Les dispositifs concernés par l’engagement sont limitativement énoncés. Contrairement à ce qui avait pu être annoncé, l’engagement de ne pas verser de dividendes ou procéder à des rachats d’actions ne concerne pas les grandes entreprises qui ont recours au chômage partiel. On notera toutefois que le ministre de l’Économie a demandé aux entreprises concernées de faire preuve de modération en la matière.
Formalisation de l’engagement
S’agissant des mesures de report de cotisations sociales ou d’échéances fiscales, l’engagement de l’entreprise se matérialisera, respectivement, par un simple message à l’Urssaf qui gère son compte ou par le fait de cocher une case sur le formulaire dédié. En ce qui concerne l’octroi d’un prêt garanti par l’État, une clause résolutoire sera introduite dans le contrat de prêt au moment de l’instruction de la demande de prêt par les services du ministère de l’économie et des finances.

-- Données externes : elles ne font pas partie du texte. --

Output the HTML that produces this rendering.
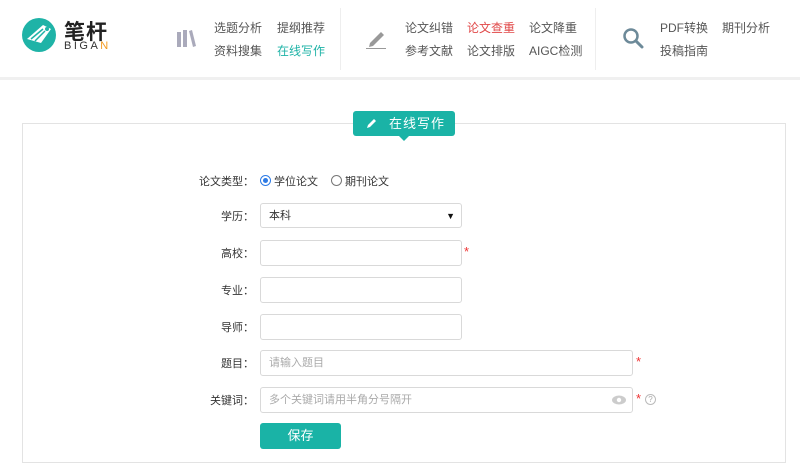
<!DOCTYPE html>
<html><head><meta charset="utf-8"><style>
*{margin:0;padding:0;box-sizing:border-box}
body{width:800px;height:451px;overflow:hidden;background:#fff;font-family:"Liberation Sans","Noto Sans CJK SC",sans-serif;font-size:12px;color:#333;position:relative}
.a{position:absolute}
.hd{position:absolute;left:0;top:0;width:800px;height:77px;background:#fff}
.band{position:absolute;left:0;top:77px;width:800px;height:3px;background:#f0f0f0}
.nav{position:absolute;font-size:12px;color:#555;white-space:nowrap}
.div{position:absolute;top:8px;width:1px;height:62px;background:#eee}
.card{position:absolute;left:22px;top:123px;width:764px;height:340px;border:1px solid #e3e3e3;background:#fff}
.lbl{position:absolute;width:90px;text-align:right;left:164px;font-size:11px;color:#333}
.in{position:absolute;left:260px;height:26px;border:1px solid #d9d9d9;border-radius:3px;background:#fff;font-size:11px;color:#aaa;padding-left:8px;line-height:24px}
.star{position:absolute;color:#e33;font-size:13px}
</style></head><body>
<div class="hd"></div>
<div class="band"></div>
<svg class="a" style="left:21px;top:17px" width="36" height="36" viewBox="0 0 36 36"><circle cx="18" cy="18" r="17" fill="#1fb3a7"/><path d="M6 22 L22 8 L30 12 L20 26 Z" fill="#fff"/><path d="M10 22 L22 12 M14 24 L24 14" stroke="#1fb3a7" stroke-width="1.5"/><circle cx="26" cy="12" r="2" fill="#1fb3a7"/></svg>
<div class="a" style="left:64px;top:16px;font-size:21px;font-weight:bold;color:#222;letter-spacing:1px">笔杆</div>
<div class="a" style="left:64px;top:40px;font-size:11px;letter-spacing:2.5px;color:#333">BIGA<span style="color:#f39a1e">N</span></div>
<svg class="a" style="left:176px;top:29px" width="20" height="18" viewBox="0 0 20 18"><rect x="1" y="3" width="4" height="15" fill="#aab"/><rect x="7" y="1" width="4" height="17" fill="#aab"/><path d="M13 2 L16 1 L20 17 L17 18 Z" fill="#aab"/></svg>
<div class="nav" style="left:214px;top:19px">选题分析</div>
<div class="nav" style="left:214px;top:42px">资料搜集</div>
<div class="nav" style="left:277px;top:19px">提纲推荐</div>
<div class="nav" style="left:277px;top:42px;color:#1fb3a7">在线写作</div>
<div class="div" style="left:340px"></div>
<svg class="a" style="left:366px;top:29px" width="20" height="20" viewBox="0 0 20 20"><path d="M4 14 L15 3 L18 6 L7 17 L3 18 Z" fill="#999"/><rect x="0" y="19" width="20" height="1.5" fill="#999"/></svg>
<div class="nav" style="left:405px;top:19px">论文纠错</div>
<div class="nav" style="left:405px;top:42px">参考文献</div>
<div class="nav" style="left:467px;top:19px;color:#e04848">论文查重</div>
<div class="nav" style="left:467px;top:42px">论文排版</div>
<div class="nav" style="left:529px;top:19px">论文降重</div>
<div class="nav" style="left:529px;top:42px">AIGC检测</div>
<div class="div" style="left:595px"></div>
<svg class="a" style="left:622px;top:27px" width="22" height="22" viewBox="0 0 22 22"><circle cx="9" cy="9" r="6.5" fill="none" stroke="#6d8a99" stroke-width="2.5"/><path d="M14 14 L20 20" stroke="#6d8a99" stroke-width="3" stroke-linecap="round"/></svg>
<div class="nav" style="left:660px;top:19px">PDF转换</div>
<div class="nav" style="left:660px;top:42px">投稿指南</div>
<div class="nav" style="left:722px;top:19px">期刊分析</div>
<div class="card"></div>
<div class="a" style="left:353px;top:111px;width:102px;height:25px;background:#1ab3a6;border-radius:3px;color:#fff;font-size:13px;line-height:25px;padding-left:36px;letter-spacing:1px">在线写作</div>
<svg class="a" style="left:366px;top:117px" width="12" height="12" viewBox="0 0 12 12"><path d="M1 11 L2 8 L8 2 L10 4 L4 10 Z" fill="#fff"/></svg>
<div class="a" style="left:399px;top:136px;width:0;height:0;border-left:5px solid transparent;border-right:5px solid transparent;border-top:5px solid #1ab3a6"></div>
<div class="lbl" style="top:173px">论文类型：</div>
<div class="a" style="left:260px;top:175px;width:11px;height:11px;border:1px solid #2d7be5;border-radius:50%"><div style="margin:2px;width:5px;height:5px;border-radius:50%;background:#2d7be5"></div></div>
<div class="a" style="left:274px;top:173px;font-size:11px">学位论文</div>
<div class="a" style="left:331px;top:175px;width:11px;height:11px;border:1px solid #777;border-radius:50%"></div>
<div class="a" style="left:345px;top:173px;font-size:11px">期刊论文</div>
<div class="lbl" style="top:208px">学历：</div>
<div class="in" style="top:203px;width:202px;height:25px;color:#333">本科<span style="position:absolute;right:6px;top:0;font-size:9px;color:#111">▼</span></div>
<div class="lbl" style="top:245px">高校：</div>
<div class="in" style="top:240px;width:202px"></div>
<div class="star" style="left:464px;top:244px">*</div>
<div class="lbl" style="top:282px">专业：</div>
<div class="in" style="top:277px;width:202px"></div>
<div class="lbl" style="top:319px">导师：</div>
<div class="in" style="top:314px;width:202px"></div>
<div class="lbl" style="top:355px">题目：</div>
<div class="in" style="top:350px;width:373px">请输入题目</div>
<div class="star" style="left:636px;top:354px">*</div>
<div class="lbl" style="top:392px">关键词：</div>
<div class="in" style="top:387px;width:373px">多个关键词请用半角分号隔开</div>
<svg class="a" style="left:612px;top:395px" width="14" height="10" viewBox="0 0 14 10"><ellipse cx="7" cy="5" rx="7" ry="4.5" fill="#ccc"/><circle cx="7" cy="5" r="2.2" fill="#fff"/></svg>
<div class="star" style="left:636px;top:391px">*</div>
<div class="a" style="left:645px;top:394px;width:11px;height:11px;border:1px solid #bbb;border-radius:50%;font-size:8px;color:#aaa;text-align:center;line-height:9px">?</div>
<div class="a" style="left:260px;top:423px;width:81px;height:26px;background:#1ab3a6;border-radius:3px;color:#fff;font-size:13px;text-align:center;line-height:26px">保存</div>
</body></html>
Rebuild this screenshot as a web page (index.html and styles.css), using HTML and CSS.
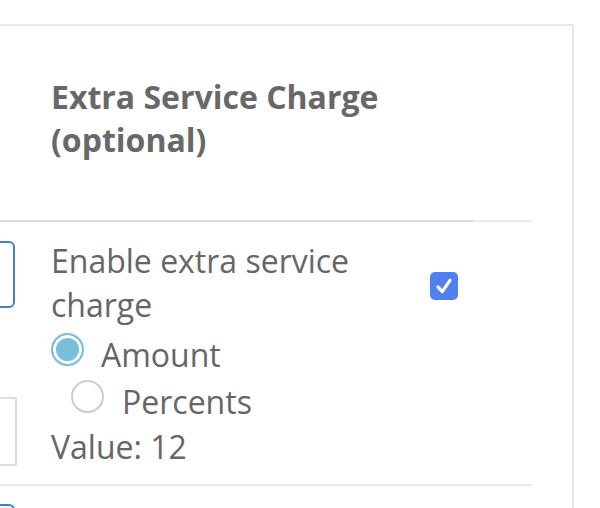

Sanction du non-respect par l’entreprise de ses engagements
En l’absence d’engagement de la part de l’entreprise, ou en cas de non-respect de cet engagement, l’entreprise qui aura bénéficié d’un report de cotisations sociales ou d’échéances fiscales se verra appliquer les majorations de retard applicables en cas de non-paiement des impôts et cotisations (5 % de majoration initiale + 0,2 % par mois de retard). Il lui faudra immédiatement s’acquitter des sommes impayées.
De la même manière, une entreprise qui aurait décidé après le 27 mars 2020 d’un versement de dividende ne pourra pas bénéficier de la garantie de l’État sur un prêt contracté auprès de sa banque ou auprès de laquelle elle aurait initié des démarches à cette fin. Le cas échéant, la banque pourra exiger de l’entreprise le remboursement de l’intégralité du principal.
Il conviendra de suivre si d’autres pays de l’Union européenne prennent le pas de la démarche française sur le sujet (au-delà du Portugal et du Danemark qui ont déjà adopté une interdiction de distribution de dividende un peu similaire). De son côté, le 27 mars 2020, la Banque centrale européenne (BCE) a recommandé aux banques de la zone Euro de ne pas verser de dividendes et de s’abstenir de procéder à des rachats d’actions durant la pandémie de COVID-19. La recommandation concerne les dividendes au titre de 2019 et de 2020 et préconise une absence de versement au moins jusqu’au 1er octobre 2020. La BCE attend des banques qu’elles continuent à financer les ménages ainsi que les petites, moyennes et grandes entreprises.
[1] V. not., M. Gauthier, Coronavirus : mesures fiscales exceptionnelles de soutien aux entreprises : Dr. fisc. 2020, n° 14, act. 114. – M.-P. Antoni, Coronavirus : le point de vue des entreprises sur les mesures fiscales exceptionnelles de soutien aux entreprises : Dr. fisc. 2020, n° 14, act. 115.